Your task is to retype the lines between the line with "Emit a component" and the line with "string; active?: boolean;", inclusive. Copy no pictures and no other lines.

(MATERIAL FOR THE TASK)
#####

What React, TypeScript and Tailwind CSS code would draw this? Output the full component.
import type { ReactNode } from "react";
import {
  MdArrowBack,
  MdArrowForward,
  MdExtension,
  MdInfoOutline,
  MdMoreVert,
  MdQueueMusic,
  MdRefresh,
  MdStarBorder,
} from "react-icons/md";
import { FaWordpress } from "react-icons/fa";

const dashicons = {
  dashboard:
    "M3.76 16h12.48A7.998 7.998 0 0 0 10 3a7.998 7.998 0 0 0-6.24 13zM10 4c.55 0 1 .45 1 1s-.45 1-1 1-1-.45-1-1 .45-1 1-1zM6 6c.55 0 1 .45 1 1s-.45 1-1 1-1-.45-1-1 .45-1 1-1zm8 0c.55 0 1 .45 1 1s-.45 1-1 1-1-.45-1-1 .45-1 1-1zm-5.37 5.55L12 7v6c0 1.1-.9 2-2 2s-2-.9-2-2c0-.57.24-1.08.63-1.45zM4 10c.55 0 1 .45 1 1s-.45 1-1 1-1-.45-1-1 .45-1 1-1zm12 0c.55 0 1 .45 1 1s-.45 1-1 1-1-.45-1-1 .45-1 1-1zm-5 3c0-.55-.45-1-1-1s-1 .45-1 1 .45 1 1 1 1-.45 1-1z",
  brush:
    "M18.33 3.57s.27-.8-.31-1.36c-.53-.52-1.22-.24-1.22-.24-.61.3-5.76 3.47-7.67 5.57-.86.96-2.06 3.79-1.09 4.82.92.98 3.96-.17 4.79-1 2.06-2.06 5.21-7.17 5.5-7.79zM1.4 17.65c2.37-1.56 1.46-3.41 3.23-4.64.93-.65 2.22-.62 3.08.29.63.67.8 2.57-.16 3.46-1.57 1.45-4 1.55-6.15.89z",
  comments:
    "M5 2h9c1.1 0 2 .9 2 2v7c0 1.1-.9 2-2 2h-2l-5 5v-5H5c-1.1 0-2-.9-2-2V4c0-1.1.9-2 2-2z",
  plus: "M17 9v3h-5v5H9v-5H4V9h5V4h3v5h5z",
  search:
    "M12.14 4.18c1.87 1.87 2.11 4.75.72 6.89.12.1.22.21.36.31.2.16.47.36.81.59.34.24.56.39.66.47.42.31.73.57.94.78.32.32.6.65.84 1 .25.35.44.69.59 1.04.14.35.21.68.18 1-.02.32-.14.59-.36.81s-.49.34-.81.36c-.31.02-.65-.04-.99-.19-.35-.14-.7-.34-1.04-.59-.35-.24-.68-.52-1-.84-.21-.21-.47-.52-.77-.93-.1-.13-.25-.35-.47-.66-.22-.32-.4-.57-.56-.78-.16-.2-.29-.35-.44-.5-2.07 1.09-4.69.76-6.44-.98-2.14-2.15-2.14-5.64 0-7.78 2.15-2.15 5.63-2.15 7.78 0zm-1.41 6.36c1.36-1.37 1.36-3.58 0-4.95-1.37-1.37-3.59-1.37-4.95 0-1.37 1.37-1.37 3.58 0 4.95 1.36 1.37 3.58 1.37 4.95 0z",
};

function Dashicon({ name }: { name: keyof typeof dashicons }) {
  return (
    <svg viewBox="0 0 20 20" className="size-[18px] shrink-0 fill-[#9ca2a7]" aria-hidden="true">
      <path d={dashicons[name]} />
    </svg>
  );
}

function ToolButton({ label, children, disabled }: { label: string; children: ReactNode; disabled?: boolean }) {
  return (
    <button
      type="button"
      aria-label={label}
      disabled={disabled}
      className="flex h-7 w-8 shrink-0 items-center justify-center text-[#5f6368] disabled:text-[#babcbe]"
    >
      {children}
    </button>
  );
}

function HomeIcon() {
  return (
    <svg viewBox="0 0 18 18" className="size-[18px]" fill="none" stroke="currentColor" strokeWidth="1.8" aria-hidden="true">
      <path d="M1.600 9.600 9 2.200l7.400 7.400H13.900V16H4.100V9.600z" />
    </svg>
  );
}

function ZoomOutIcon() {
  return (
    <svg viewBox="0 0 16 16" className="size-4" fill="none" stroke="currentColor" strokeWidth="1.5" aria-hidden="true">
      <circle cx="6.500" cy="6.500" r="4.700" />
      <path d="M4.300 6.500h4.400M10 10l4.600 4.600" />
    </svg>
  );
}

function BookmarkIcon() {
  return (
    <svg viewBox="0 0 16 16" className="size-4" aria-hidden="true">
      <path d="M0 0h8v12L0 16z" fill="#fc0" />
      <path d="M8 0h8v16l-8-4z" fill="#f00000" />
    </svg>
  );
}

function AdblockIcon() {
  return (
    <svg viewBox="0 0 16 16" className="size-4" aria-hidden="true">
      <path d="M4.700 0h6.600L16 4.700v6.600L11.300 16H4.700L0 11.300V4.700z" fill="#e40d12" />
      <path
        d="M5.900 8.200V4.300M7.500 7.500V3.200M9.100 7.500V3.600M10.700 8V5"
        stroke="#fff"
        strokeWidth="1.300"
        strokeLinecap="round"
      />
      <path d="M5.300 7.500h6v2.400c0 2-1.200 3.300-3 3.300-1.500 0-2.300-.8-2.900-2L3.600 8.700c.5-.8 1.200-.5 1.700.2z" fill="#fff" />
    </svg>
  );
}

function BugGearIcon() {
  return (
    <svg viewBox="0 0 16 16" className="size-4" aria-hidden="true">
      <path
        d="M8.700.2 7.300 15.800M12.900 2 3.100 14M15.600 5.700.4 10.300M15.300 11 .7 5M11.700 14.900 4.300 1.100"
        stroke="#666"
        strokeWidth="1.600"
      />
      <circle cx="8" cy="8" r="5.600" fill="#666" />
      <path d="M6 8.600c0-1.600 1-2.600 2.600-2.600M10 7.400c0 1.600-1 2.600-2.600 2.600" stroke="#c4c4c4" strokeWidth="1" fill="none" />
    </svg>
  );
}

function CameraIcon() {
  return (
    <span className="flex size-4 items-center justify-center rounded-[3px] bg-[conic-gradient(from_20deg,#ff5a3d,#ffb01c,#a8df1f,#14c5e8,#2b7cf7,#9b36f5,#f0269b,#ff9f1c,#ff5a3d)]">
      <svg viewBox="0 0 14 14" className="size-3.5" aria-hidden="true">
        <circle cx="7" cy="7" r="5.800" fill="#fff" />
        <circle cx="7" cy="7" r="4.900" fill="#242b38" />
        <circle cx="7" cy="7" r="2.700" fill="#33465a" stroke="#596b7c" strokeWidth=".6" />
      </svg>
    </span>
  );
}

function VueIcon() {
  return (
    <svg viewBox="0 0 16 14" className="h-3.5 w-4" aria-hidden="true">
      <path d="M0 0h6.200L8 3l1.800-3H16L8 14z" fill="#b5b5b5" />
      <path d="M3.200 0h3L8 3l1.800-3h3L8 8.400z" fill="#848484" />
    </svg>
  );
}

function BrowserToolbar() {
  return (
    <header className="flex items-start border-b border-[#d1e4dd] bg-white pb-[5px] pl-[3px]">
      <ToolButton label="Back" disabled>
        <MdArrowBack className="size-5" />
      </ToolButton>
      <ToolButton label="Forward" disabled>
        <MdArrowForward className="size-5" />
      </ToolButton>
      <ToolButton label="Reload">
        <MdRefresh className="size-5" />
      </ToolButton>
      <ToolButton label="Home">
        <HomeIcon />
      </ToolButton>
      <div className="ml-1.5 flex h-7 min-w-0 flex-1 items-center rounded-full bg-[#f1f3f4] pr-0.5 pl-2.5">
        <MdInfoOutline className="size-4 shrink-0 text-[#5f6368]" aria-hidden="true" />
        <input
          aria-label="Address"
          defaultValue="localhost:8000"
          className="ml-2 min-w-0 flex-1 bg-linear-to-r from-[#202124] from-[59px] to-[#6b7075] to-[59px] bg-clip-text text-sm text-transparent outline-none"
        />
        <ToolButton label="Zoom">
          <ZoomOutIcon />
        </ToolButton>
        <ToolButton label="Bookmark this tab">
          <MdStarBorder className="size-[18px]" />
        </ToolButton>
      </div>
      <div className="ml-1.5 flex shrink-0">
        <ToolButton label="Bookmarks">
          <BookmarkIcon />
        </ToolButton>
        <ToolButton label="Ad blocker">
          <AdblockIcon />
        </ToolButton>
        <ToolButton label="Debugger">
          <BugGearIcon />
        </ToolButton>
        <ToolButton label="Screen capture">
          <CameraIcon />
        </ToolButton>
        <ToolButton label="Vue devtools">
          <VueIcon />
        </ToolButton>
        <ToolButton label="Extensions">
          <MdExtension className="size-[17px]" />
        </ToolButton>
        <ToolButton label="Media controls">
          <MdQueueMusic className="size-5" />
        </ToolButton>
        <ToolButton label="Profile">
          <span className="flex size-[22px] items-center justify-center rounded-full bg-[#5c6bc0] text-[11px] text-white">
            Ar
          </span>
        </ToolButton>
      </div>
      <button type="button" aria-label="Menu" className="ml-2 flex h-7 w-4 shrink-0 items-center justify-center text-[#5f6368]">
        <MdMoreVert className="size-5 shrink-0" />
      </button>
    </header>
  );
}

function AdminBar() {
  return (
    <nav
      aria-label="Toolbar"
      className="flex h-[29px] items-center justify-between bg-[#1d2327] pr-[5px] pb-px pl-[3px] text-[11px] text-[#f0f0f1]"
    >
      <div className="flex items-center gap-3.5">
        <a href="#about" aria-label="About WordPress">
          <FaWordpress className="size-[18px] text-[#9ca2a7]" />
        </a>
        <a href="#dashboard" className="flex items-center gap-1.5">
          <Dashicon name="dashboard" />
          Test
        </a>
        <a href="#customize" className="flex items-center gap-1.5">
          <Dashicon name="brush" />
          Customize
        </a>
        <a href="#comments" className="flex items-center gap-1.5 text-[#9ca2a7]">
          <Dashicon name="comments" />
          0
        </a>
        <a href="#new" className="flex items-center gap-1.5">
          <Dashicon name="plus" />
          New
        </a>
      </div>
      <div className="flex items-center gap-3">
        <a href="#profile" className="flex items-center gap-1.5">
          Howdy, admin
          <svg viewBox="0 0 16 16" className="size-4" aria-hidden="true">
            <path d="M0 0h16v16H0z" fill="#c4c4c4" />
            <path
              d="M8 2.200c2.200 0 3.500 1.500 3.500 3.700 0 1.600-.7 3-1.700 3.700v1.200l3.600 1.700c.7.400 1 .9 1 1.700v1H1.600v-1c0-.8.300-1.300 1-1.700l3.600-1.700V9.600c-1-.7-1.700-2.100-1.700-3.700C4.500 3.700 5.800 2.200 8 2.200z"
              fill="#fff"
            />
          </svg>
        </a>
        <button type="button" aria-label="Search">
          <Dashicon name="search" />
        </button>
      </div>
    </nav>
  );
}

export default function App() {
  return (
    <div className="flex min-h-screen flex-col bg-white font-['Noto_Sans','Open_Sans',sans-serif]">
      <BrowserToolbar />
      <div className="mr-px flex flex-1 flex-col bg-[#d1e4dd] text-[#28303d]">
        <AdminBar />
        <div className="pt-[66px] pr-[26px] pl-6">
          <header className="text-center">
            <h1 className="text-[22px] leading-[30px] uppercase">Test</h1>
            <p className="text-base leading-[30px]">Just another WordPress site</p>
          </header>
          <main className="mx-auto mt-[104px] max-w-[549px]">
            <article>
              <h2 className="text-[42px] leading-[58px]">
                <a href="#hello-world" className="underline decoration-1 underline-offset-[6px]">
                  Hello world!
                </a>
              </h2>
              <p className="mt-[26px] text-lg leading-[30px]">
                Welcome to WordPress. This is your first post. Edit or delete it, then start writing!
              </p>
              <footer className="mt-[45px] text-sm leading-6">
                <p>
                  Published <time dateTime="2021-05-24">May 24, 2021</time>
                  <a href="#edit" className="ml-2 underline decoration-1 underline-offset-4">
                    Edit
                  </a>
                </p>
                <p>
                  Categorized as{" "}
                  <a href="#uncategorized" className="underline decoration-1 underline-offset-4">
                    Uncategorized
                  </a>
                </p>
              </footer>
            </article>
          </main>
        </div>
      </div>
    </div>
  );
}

#####

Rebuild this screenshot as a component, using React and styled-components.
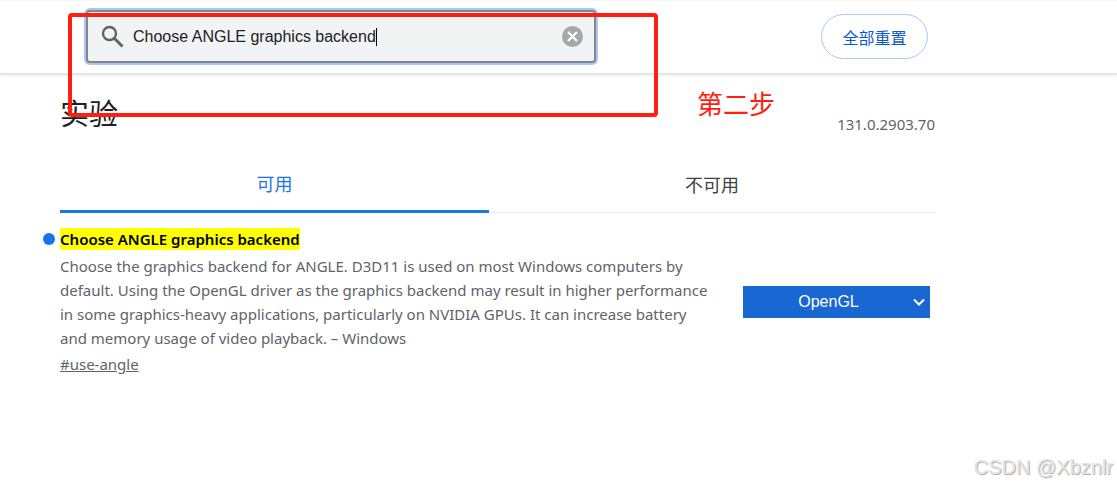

#####

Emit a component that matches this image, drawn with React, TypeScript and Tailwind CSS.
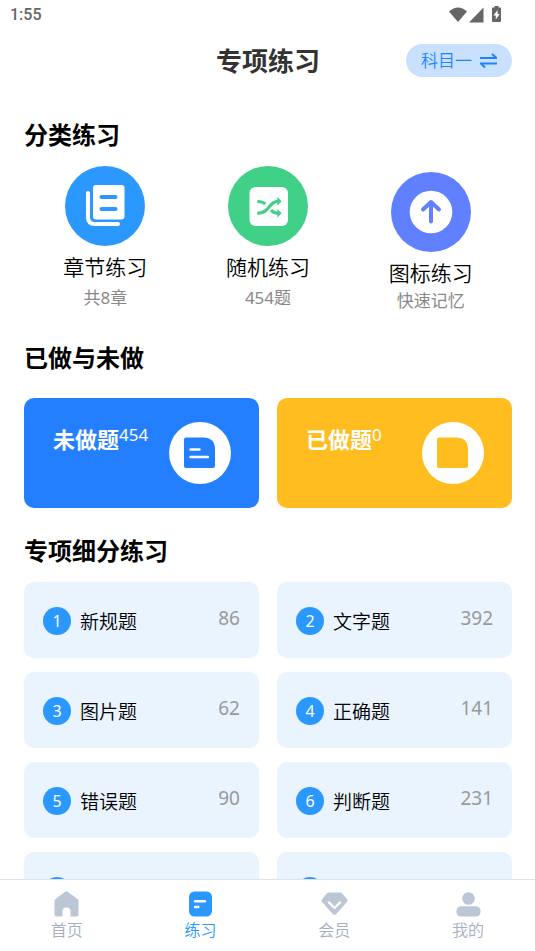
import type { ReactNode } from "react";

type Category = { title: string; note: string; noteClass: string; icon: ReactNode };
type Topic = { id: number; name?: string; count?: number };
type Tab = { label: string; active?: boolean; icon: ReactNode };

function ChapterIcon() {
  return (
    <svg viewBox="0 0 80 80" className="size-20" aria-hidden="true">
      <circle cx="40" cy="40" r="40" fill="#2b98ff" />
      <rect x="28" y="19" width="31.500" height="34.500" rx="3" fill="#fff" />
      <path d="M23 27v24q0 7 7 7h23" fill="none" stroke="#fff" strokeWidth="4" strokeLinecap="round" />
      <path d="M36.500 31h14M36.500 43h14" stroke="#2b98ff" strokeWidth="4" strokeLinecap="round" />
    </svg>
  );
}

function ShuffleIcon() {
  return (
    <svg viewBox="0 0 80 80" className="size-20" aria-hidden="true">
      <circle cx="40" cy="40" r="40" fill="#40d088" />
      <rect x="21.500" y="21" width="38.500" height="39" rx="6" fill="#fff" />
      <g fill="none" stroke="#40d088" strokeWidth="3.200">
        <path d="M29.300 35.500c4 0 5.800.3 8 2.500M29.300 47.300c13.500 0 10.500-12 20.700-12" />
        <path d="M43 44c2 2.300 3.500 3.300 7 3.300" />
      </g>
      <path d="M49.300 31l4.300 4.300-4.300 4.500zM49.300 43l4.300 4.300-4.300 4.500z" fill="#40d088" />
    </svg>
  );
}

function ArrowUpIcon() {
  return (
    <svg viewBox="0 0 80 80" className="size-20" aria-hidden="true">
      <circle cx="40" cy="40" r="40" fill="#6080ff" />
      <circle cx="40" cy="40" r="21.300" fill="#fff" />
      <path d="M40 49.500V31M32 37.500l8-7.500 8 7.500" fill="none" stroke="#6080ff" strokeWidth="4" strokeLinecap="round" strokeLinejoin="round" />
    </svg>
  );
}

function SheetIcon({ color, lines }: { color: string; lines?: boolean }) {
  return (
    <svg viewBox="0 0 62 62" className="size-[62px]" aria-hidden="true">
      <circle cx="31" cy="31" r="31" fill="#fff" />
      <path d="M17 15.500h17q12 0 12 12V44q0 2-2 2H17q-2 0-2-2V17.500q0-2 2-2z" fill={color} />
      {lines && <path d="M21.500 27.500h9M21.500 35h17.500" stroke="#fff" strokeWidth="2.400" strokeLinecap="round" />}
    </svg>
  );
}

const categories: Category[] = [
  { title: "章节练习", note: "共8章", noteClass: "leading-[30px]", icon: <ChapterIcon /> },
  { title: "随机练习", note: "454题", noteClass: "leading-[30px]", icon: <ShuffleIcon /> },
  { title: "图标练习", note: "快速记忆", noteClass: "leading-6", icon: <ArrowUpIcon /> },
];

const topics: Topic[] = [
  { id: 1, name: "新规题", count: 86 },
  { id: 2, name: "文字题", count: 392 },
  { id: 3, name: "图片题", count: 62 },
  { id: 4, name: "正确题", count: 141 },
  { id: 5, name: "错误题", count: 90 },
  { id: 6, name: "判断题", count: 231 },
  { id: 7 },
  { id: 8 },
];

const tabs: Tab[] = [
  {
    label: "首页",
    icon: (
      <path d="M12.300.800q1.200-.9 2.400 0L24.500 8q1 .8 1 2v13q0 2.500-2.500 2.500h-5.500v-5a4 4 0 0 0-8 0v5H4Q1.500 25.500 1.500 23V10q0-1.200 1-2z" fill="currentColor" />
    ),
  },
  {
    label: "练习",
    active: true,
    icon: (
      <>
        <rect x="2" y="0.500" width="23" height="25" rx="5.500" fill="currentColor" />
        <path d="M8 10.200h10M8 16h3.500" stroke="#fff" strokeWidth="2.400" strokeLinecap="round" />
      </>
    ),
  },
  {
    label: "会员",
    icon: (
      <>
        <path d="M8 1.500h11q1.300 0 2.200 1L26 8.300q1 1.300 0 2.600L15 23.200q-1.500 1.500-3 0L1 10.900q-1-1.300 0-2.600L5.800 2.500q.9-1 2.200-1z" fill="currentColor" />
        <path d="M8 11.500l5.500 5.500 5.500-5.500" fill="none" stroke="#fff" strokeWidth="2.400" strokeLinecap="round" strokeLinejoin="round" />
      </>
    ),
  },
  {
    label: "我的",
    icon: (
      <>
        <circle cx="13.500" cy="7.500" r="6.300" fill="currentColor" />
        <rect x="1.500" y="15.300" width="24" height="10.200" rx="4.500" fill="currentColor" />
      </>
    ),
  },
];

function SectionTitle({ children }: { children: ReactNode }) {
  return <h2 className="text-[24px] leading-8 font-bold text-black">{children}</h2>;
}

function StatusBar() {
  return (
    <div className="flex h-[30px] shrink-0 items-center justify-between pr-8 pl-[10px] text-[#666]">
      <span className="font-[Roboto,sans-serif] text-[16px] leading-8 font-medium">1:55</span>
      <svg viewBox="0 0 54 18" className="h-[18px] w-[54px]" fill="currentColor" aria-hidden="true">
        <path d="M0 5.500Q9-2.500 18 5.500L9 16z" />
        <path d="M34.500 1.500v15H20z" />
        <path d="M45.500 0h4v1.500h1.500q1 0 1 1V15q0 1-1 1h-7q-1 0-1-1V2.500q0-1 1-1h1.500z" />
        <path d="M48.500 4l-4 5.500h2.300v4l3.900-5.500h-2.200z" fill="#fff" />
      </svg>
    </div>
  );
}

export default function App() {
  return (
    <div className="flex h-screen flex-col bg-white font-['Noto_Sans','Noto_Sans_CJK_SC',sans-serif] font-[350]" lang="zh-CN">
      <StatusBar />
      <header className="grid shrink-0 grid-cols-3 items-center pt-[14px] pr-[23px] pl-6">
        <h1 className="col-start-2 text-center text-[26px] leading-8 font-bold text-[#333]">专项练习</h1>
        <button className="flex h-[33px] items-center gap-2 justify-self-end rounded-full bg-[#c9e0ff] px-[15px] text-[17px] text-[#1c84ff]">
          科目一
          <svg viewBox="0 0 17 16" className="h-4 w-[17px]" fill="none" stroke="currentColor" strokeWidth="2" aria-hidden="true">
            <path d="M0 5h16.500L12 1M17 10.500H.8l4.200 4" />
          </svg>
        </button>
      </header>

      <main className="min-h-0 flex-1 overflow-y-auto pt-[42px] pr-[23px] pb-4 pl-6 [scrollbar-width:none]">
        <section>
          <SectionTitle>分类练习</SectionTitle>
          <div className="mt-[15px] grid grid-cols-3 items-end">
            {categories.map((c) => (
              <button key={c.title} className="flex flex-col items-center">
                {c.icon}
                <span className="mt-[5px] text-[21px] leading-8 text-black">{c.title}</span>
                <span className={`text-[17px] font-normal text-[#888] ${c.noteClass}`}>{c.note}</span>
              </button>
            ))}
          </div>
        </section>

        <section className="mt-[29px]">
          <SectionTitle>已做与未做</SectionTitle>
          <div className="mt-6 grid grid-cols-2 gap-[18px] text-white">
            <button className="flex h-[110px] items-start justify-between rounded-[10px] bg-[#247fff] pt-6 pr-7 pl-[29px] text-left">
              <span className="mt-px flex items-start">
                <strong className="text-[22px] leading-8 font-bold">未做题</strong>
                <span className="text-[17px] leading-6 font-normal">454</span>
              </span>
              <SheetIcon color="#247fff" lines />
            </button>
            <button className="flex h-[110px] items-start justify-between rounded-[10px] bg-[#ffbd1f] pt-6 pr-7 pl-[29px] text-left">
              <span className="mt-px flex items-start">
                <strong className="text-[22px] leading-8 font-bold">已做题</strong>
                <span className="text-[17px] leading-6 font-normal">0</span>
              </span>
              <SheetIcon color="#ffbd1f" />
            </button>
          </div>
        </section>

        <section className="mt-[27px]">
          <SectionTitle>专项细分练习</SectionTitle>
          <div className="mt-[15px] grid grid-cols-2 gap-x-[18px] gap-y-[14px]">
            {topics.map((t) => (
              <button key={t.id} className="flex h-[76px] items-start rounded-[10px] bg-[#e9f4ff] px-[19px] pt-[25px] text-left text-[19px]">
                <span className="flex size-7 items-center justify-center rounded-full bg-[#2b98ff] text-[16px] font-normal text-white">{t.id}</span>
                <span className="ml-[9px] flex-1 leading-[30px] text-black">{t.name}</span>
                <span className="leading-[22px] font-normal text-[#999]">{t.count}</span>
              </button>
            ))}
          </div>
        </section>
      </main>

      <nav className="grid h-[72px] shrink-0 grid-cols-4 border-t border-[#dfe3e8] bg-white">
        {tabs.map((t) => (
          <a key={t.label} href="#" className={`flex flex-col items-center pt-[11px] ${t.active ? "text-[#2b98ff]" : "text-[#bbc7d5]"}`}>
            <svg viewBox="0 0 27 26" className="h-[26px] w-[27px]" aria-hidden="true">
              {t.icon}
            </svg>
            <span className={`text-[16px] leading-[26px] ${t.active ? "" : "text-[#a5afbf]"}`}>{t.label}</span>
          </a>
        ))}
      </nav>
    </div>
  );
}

#####

(RESULT FOR THIS TASK)
Emit a component that matches this image, drawn with React, TypeScript and Tailwind CSS.
import type { ReactNode } from "react";

type Category = { title: string; note: string; noteClass: string; icon: ReactNode };
type Topic = { id: number; name?: string; count?: number };
type Tab = { label: string; active?: boolean; icon: ReactNode };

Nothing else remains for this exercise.